Mohammed married Chadijah, a rich, 40 year-old widow when he was twenty-five. While her father disapproved of the union, she was able to keep him drunk long enough to complete the ceremony. The marriage was a happy one. Some attribute Mohammed’s faithfulness to his dependence on Chadijah because she gave him only what he needed and never allowed him any control over her wealth. The two had six children, all of whom died except for one. After his wife passed, he took a dozen or so wives. Mohammed became somewhat knowledgeable of the traditions of Judaism and Christianity while on commercial journeys to Syria. However, this knowledge was imperfect at best. It is widely believed that Mohammed was illiterate and dictated his revelations and beliefs to scribes who would record them.

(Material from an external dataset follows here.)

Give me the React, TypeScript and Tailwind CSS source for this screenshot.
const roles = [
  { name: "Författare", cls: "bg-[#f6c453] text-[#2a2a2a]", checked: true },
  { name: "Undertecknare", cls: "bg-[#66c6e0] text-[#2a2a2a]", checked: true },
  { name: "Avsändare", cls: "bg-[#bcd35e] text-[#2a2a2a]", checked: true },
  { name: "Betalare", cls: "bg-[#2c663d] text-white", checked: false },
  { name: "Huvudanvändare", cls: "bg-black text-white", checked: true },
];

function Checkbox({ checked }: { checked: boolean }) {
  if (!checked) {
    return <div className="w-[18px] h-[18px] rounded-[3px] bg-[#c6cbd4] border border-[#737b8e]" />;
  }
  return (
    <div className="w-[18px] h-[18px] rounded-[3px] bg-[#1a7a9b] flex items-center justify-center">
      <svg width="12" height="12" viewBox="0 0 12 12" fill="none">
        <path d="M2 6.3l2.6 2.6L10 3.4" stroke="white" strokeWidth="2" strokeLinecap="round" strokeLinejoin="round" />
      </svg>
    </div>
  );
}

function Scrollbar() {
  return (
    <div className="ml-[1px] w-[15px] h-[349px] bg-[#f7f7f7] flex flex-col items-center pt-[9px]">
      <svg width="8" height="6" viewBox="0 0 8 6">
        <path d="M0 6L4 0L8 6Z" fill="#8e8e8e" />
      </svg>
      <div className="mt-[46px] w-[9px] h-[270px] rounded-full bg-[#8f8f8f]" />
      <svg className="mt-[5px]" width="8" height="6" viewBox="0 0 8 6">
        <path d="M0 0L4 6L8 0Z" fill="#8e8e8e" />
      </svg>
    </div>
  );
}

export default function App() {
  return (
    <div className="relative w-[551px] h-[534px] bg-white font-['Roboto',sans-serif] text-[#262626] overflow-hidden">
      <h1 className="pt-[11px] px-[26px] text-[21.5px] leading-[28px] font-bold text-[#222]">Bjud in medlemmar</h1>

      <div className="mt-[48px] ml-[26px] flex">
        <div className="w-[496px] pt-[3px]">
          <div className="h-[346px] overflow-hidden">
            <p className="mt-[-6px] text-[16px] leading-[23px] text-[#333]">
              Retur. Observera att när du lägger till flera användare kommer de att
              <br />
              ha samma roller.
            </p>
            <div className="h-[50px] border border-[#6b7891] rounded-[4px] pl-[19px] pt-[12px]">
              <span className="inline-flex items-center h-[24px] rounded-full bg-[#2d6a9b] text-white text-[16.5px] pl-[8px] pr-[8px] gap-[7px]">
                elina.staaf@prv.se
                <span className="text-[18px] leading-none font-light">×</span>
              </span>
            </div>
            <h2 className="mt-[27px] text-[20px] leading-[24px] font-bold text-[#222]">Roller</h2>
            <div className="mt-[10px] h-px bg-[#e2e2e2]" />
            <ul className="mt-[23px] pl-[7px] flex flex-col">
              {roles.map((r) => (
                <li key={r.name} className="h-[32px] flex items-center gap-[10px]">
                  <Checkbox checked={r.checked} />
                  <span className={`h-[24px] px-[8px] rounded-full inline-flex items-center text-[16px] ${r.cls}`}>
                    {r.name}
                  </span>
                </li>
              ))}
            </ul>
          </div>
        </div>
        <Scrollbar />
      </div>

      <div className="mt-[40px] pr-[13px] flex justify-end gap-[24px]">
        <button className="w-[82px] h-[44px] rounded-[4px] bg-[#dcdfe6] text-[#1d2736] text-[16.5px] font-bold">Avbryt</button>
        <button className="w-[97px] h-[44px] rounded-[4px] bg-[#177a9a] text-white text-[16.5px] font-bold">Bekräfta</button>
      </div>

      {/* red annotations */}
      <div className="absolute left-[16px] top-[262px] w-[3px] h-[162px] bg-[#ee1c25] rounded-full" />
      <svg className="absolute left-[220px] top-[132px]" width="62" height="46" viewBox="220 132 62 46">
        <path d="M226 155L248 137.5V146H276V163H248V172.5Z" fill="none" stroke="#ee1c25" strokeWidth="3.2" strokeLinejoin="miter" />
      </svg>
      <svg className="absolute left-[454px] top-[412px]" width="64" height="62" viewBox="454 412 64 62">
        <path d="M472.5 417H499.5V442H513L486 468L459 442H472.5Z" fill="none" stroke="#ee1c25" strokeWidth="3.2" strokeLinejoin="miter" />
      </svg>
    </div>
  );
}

After three years of laboring, Mohammed had only managed to collect some forty converts. Some may observe that this accomplishment relatively successful compared to the twelve of Jesus Christ. However, Christ had more than twelve. There were at least one-hundred and twenty gathered at Pentecost. Nevertheless, this progress was depressing to Mohammed. He left Mecca in fear of his life and journeyed ten days to Medina. There he was received and built a small army of just over three-hundred. Having won his first battle against a force twice his size, his success was underway.

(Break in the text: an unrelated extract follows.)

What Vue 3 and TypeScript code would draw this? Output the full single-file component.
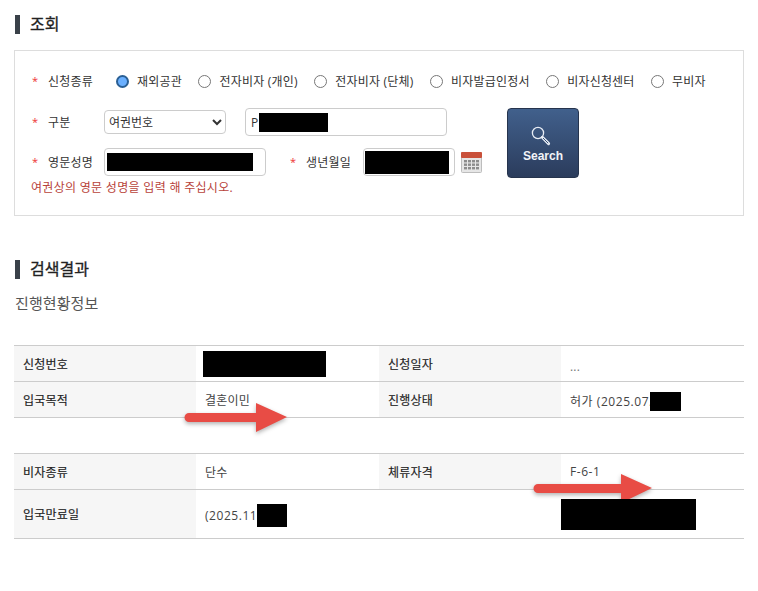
<script setup lang="ts">
const radios: string[] = ['재외공관', '전자비자 (개인)', '전자비자 (단체)', '비자발급인정서', '비자신청센터', '무비자']
</script>

<template>
  <div class="page">
    <h2 class="heading">조회</h2>
    <section class="box">
      <div class="row radio-row">
        <span class="star">*</span>
        <span class="label">신청종류</span>
        <div class="radios">
          <label v-for="(r, i) in radios" :key="r" class="radio">
            <input type="radio" name="kind" :checked="i === 0" />
            <span>{{ r }}</span>
          </label>
        </div>
      </div>
      <div class="form-body">
        <div class="fields">
          <div class="row">
            <span class="star">*</span>
            <span class="label">구분</span>
            <select class="select"><option>여권번호</option></select>
            <div class="input passport"><span>P</span><i class="mask m-pass"></i></div>
          </div>
          <div class="row">
            <span class="star">*</span>
            <span class="label">영문성명</span>
            <div class="input name"><i class="mask m-name"></i></div>
            <span class="star star2">*</span>
            <span class="label label2">생년월일</span>
            <div class="input birth"><i class="mask m-birth"></i></div>
            <svg class="cal" width="21" height="21" viewBox="0 0 21 21">
              <rect x="0.5" y="0.5" width="20" height="20" rx="1" fill="#e6e6e6" stroke="#bdbdbd" />
              <rect x="0" y="0" width="21" height="6" rx="1" fill="#c9503a" />
              <g fill="#8c8c8c">
                <rect x="3" y="8" width="3" height="2.4" /><rect x="7" y="8" width="3" height="2.4" /><rect x="11" y="8" width="3" height="2.4" /><rect x="15" y="8" width="3" height="2.4" />
                <rect x="3" y="11.5" width="3" height="2.4" /><rect x="7" y="11.5" width="3" height="2.4" /><rect x="11" y="11.5" width="3" height="2.4" /><rect x="15" y="11.5" width="3" height="2.4" />
                <rect x="3" y="15" width="3" height="2.4" /><rect x="7" y="15" width="3" height="2.4" /><rect x="11" y="15" width="3" height="2.4" /><rect x="15" y="15" width="3" height="2.4" />
              </g>
            </svg>
          </div>
          <p class="error">여권상의 영문 성명을 입력 해 주십시오.</p>
        </div>
        <button class="search" type="button">
          <svg class="lens" width="20" height="20" viewBox="0 0 20 20" fill="none" stroke="#e8edf5">
            <circle cx="7" cy="7" r="5.6" stroke-width="1.3" />
            <path d="M11.3 11.3 L17.6 17.6" stroke-width="3" stroke-linecap="round" />
            <path d="M12 12 L17.2 17.2" stroke="#3a5278" stroke-width="1" />
          </svg>
          <span>Search</span>
        </button>
      </div>
    </section>

    <h2 class="heading second">검색결과</h2>
    <h3 class="sub">진행현황정보</h3>

    <div class="results">
      <table class="tbl first">
        <tbody>
          <tr>
            <th>신청번호</th>
            <td class="c1"><i class="mask m-no"></i></td>
            <th>신청일자</th>
            <td class="dots">...</td>
          </tr>
          <tr>
            <th>입국목적</th>
            <td class="c1">결혼이민</td>
            <th>진행상태</th>
            <td class="low lat">허가 (2025.07.<i class="mask m-date"></i></td>
          </tr>
        </tbody>
      </table>
      <table class="tbl">
        <tbody>
          <tr>
            <th>비자종류</th>
            <td class="c1">단수</td>
            <th>체류자격</th>
            <td class="lat">F-6-1</td>
          </tr>
          <tr class="tall">
            <th>입국만료일</th>
            <td class="c1 low lat">(2025.11<i class="mask m-exp"></i></td>
            <th class="blank"></th>
            <td class="flush"><i class="mask m-big"></i></td>
          </tr>
        </tbody>
      </table>
      <svg class="arrow a1" width="104" height="31" viewBox="0 0 104 31">
        <path d="M5 11 H72 V1 L103 15 L72 30 V20 H5 A4.5 4.5 0 0 1 5 11 Z" fill="#e84c45" />
      </svg>
      <svg class="arrow a2" width="120" height="31" viewBox="0 0 120 31">
        <path d="M5 11 H88 V1 L119 15 L88 30 V20 H5 A4.5 4.5 0 0 1 5 11 Z" fill="#e84c45" />
      </svg>
    </div>
  </div>
</template>

<style scoped>
.page {
  width: 730px;
  padding: 15px 14px 0;
  font-family: "Open Sans", "Noto Sans CJK KR", sans-serif;
  font-size: 12px;
  color: #333;
}
.heading {
  margin: 0 0 16px 1px;
  height: 19px;
  padding-left: 10px;
  border-left: 5px solid #3a4149;
  font-size: 16px;
  font-weight: 400;
  -webkit-text-stroke: 0.3px #222;
  line-height: 18px;
  color: #222;
}
.heading.second { margin-top: 44px; margin-bottom: 0; }
.sub {
  margin: 14px 0 0 1px;
  font-size: 15px;
  font-weight: 400;
  line-height: 20px;
  color: #555;
  letter-spacing: 0.1px;
}
.box {
  box-sizing: border-box;
  height: 166px;
  border: 1px solid #ddd;
  padding: 20px 0 0 17px;
}
.row { display: flex; align-items: center; }
.radio-row { height: 20px; margin-bottom: 17px; }
.star { width: 16px; color: #e33; font-size: 11px; line-height: 12px; }
.label { width: 56px; letter-spacing: 0.2px; }
.radios { display: flex; gap: 16.5px; margin-left: 12px; }
.radio { display: flex; align-items: center; gap: 8px; letter-spacing: 0.2px; white-space: nowrap; }
.radio input {
  appearance: none;
  box-sizing: border-box;
  width: 13px;
  height: 13px;
  margin: 0;
  border: 1px solid #777;
  border-radius: 50%;
  background: #fff;
}
.radio input:checked {
  border: 2px solid #2a5f94;
  background: #6bb0ff;
}
.form-body { display: flex; align-items: flex-start; }
.fields { width: 475px; display: flex; flex-direction: column; gap: 12px; }
.select {
  box-sizing: border-box;
  width: 122px;
  height: 24px;
  border: 1px solid #ccc;
  border-radius: 4px;
  background: #fff;
  padding: 0;
  font: inherit;
  color: #333;
}
.input {
  box-sizing: border-box;
  position: relative;
  display: flex;
  align-items: center;
  height: 28px;
  border: 1px solid #ccc;
  border-radius: 4px;
  background: #fff;
}
.passport { width: 202px; margin-left: 19px; padding-left: 5px; }
.name { width: 162px; padding-left: 2px; }
.birth { width: 92px; padding-left: 1px; margin-left: 1px; }
.star2 { margin-left: 24px; }
.label2 { width: 56px; }
.cal { margin-left: 6px; }
.mask { display: inline-block; background: #000; }
.m-pass { width: 69px; height: 19px; margin-left: 1px; }
.m-name { width: 146px; height: 18px; }
.m-birth { width: 84px; height: 23px; }
.m-no { width: 123px; height: 26px; margin-left: -2px; vertical-align: middle; }
.m-date { width: 31px; height: 19px; margin-left: -3px; vertical-align: -5px; }
.m-exp { width: 30px; height: 23px; vertical-align: -7px; }
.m-big { display: block; width: 135px; height: 31px; position: relative; z-index: 2; }
.error { margin: -8px 0 0 -1px; color: #b8433a; line-height: 16px; letter-spacing: 0.3px; }
.search {
  box-sizing: border-box;
  width: 72px;
  height: 70px;
  display: flex;
  flex-direction: column;
  align-items: center;
  justify-content: flex-start;
  gap: 3px;
  padding: 17px 0 0;
  border: 1px solid #26344d;
  border-radius: 4px;
  background: linear-gradient(#41608c, #2b3c5c);
  color: #f2f4f8;
  font-family: "Liberation Sans", sans-serif;
  font-size: 12px;
  line-height: 14px;
  font-weight: 700;
}
.lens { margin-right: 4px; }
.results { position: relative; margin-top: 32px; }
.tbl {
  width: 730px;
  table-layout: fixed;
  border-collapse: collapse;
  border-top: 1px solid #ccc;
}
.tbl.first { margin-bottom: 35px; }
.tbl tr { height: 36px; border-bottom: 1px solid #ccc; }
.tbl tr.tall { height: 49px; }
.tbl th {
  width: 182px;
  box-sizing: border-box;
  padding: 0 0 0 9px;
  background: #f6f6f6;
  text-align: left;
  font-weight: 400;
  -webkit-text-stroke: 0.15px #222;
  letter-spacing: 0.2px;
  color: #222;
}
.tbl th.blank { background: #fff; }
.tbl td { padding: 0 0 0 9px; letter-spacing: 0.2px; white-space: nowrap; color: #444; }
.tbl td.lat { letter-spacing: 0.55px; }
.tbl td.low { padding-top: 3px; }
.tbl td.flush { padding: 0; }
.tbl td.dots { color: #777; padding-top: 6px; }
.arrow {
  position: absolute;
  z-index: 1;
  filter: drop-shadow(0 2px 2px rgba(0, 0, 0, 0.3));
}
.a1 { left: 170px; top: 57px; }
.a2 { left: 519px; top: 128px; }
</style>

Mohammed was long abhorred in Christendom as an evil imposter, a liar and antichrist. Mohammed had a melancholic and nervous temperament and was prone to extravagant hallucinations. Mohammed had serious issues with depression and suicide. His mind was neither clear nor sharp, but strong and fervent, under the influence of an exuberant imagination. Was Mohammed driven by his fear of God or by a thirst for power and glory? It is difficult to say. One thing stands sure: he did not fear the God that is. That fear is a gift of grace that results in complete surrender to His revealed will which is clearly expressed in the person of Jesus Christ and propagated in sacred Scripture, which is also a direct expression of divine decree.

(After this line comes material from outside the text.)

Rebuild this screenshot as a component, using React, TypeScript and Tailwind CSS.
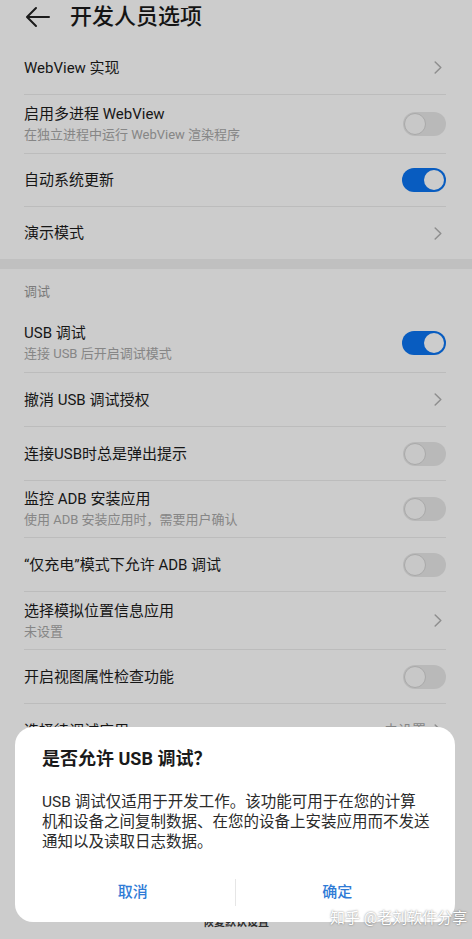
import React from "react";

type Right = "chevron" | "on" | "off" | { text: string };

const Chevron = () => (
  <svg width="8" height="13" viewBox="0 0 8 13" fill="none" className="mr-[4px] shrink-0">
    <path d="M1.2 1l5.6 5.5-5.6 5.5" stroke="#b2b2b2" strokeWidth="1.5" strokeLinecap="round" strokeLinejoin="round" />
  </svg>
);

const Toggle = ({ on }: { on: boolean }) =>
  on ? (
    <div className="w-[44px] h-[24px] rounded-full bg-[#0b74f0] flex items-center justify-end px-[2px] shrink-0">
      <div className="w-[20px] h-[20px] rounded-full bg-white" />
    </div>
  ) : (
    <div className="w-[43px] h-[24px] rounded-full bg-[#e8e8e8] flex items-center px-[1px] shrink-0">
      <div className="w-[22px] h-[22px] rounded-full bg-[#fafafa] border border-[#d4d4d4]" />
    </div>
  );

function Row({
  title,
  sub,
  right,
  h,
  border = true,
}: {
  title: string;
  sub?: string;
  right: Right;
  h: string;
  border?: boolean;
}) {
  return (
    <div className={`${h} flex items-center justify-between ${border ? "border-b border-[#ebebeb]" : ""}`}>
      <div className="flex flex-col">
        <span className="text-[15px] leading-[20px] text-[#1c1c1c] whitespace-nowrap">{title}</span>
        {sub && (
          <span className="text-[13px] leading-[18px] mt-[2px] text-[#a8a8a8] whitespace-nowrap">{sub}</span>
        )}
      </div>
      {right === "chevron" && <Chevron />}
      {right === "on" && <Toggle on />}
      {right === "off" && <Toggle on={false} />}
      {typeof right === "object" && (
        <div className="flex items-center gap-[8px]">
          <span className="text-[14px] text-[#a8a8a8]">{right.text}</span>
          <Chevron />
        </div>
      )}
    </div>
  );
}

export default function App() {
  return (
    <div className="relative w-[472px] h-[939px] overflow-hidden bg-white font-['Roboto','Noto_Sans_CJK_SC',sans-serif]">
      {/* Header */}
      <div className="h-[41px] flex items-center pb-[8px]">
        <svg width="26" height="22" viewBox="0 0 26 22" fill="none" className="ml-[25px]">
          <path d="M24 11H3M11 2L2 11l9 9" stroke="#222" strokeWidth="2" strokeLinecap="round" strokeLinejoin="round" />
        </svg>
        <span className="ml-[19px] text-[22px] leading-[28px] font-medium text-[#1a1a1a]">开发人员选项</span>
      </div>

      <div className="pl-[24px] pr-[26px]">
        <Row h="h-[54px]" title="WebView 实现" right="chevron" />
        <Row h="h-[59px]" title="启用多进程 WebView" sub="在独立进程中运行 WebView 渲染程序" right="off" />
        <Row h="h-[53px]" title="自动系统更新" right="on" />
        <Row h="h-[52px]" title="演示模式" right="chevron" border={false} />
      </div>

      <div className="h-[10px] bg-[#f1f1f1]" />

      <div className="pl-[24px] pr-[26px]">
        <div className="h-[45px] flex items-center">
          <span className="text-[13px] text-[#9a9a9a]">调试</span>
        </div>
        <Row h="h-[59px]" title="USB 调试" sub="连接 USB 后开启调试模式" right="on" />
        <Row h="h-[54px]" title="撤消 USB 调试授权" right="chevron" />
        <Row h="h-[54px]" title="连接USB时总是弹出提示" right="off" />
        <Row h="h-[57px]" title="监控 ADB 安装应用" sub="使用 ADB 安装应用时，需要用户确认" right="off" />
        <Row h="h-[54px]" title="“仅充电”模式下允许 ADB 调试" right="off" />
        <Row h="h-[58px]" title="选择模拟位置信息应用" sub="未设置" right="chevron" />
        <Row h="h-[54px]" title="开启视图属性检查功能" right="off" />
        <Row h="h-[54px]" title="选择待调试应用" right={{ text: "未设置" }} />
      </div>

      {/* footer button of page */}
      <div className="absolute left-0 right-0 bottom-[10px] text-center text-[11px] leading-[12px] font-bold text-[#3a3a3a]">
        恢复默认设置
      </div>

      {/* dim overlay */}
      <div className="absolute inset-0 bg-black/20" />

      {/* dialog */}
      <div className="absolute left-[15px] w-[440px] bottom-[17px] bg-white rounded-[18px] pt-[20px] pb-[10px]">
        <div className="px-[27px] text-[18px] leading-[24px] font-bold text-[#1a1a1a]">是否允许 USB 调试？</div>
        <div className="mt-[21px] px-[27px] text-[15.5px] leading-[20px] text-[#2b2b2b]">
          <span className="block whitespace-nowrap">USB 调试仅适用于开发工作。该功能可用于在您的计算</span>
          <span className="block whitespace-nowrap">机和设备之间复制数据、在您的设备上安装应用而不发送</span>
          <span className="block whitespace-nowrap">通知以及读取日志数据。</span>
        </div>
        <div className="mt-[20px] h-[40px] flex items-center px-[16px]">
          <button className="flex-1 text-[15px] font-medium text-[#2f7bd6]">取消</button>
          <div className="w-px h-[27px] bg-[#e6e6e6]" />
          <button className="flex-1 text-[15px] font-medium text-[#2f7bd6]">确定</button>
        </div>
      </div>

      {/* watermark */}
      <div className="absolute left-[330px] top-[908px] text-[15px] leading-[20px] text-white whitespace-nowrap [text-shadow:0_0_2px_rgba(0,0,0,0.55)]">
        知乎 @老刘软件分享
      </div>
    </div>
  );
}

Mohammed was a very sensual man. The wife who was closest to him, Ayesha, said the prophet loved three things: women, perfumes, and food. He had his heart’s desire of the first two, but not of the last. His followers excused his behavior and used Abraham, David, and Solomon in doing so. He claimed extra revelation that exempted him from the normal limit of four wives. He married by revelation, his adopted son’s wife, Zeynab. In fact, he married Ayesha, his favorite wife when he was fifty-three and she only nine. She brought her doll-babies with her when she was acquired to be his wife.  Philip Schaff comments,

To compare such a man with Jesus, is preposterous and even blasphemous. Jesus was the sinless Saviour of sinners; Mohammed was a sinner, and he knew and confessed it. He falls far below Moses, or Elijah, or any of the prophets and apostles in moral purity. But outside of the sphere of revelation, he ranks with Confucius, and Cakya Muni the Buddha, among the greatest founders of religions and lawgivers of nations.
As believers we have no choice but to be as candid with folks about the truth of historical events and about the lies that are spread in the name of religion. Mohammed, while possessing admirable leadership traits, was not an admirable human being. He was kind to his friends and merciless to those who dared disagree with him or oppose him in anyway. He was ruthless toward his enemies compared to Jesus Christ who stood before his accusers like a lamb being led to slaughter. Though he could have called the armies of heaven, he restrained his right and surrendered his will to the will of his father. Nevertheless, make no mistake about it: Christ will one day return with the armies of heaven and when that day arives, all liars and opponents of Christianity will be required to give an account for their deeds. The judgment of God stands ready to spring upon every soul that rejects his or her Creator.

[1] Schaff, P., & Schaff, D. S. (1997). History of the Christian church. Oak Harbor, WA: Logos Research Systems, Inc.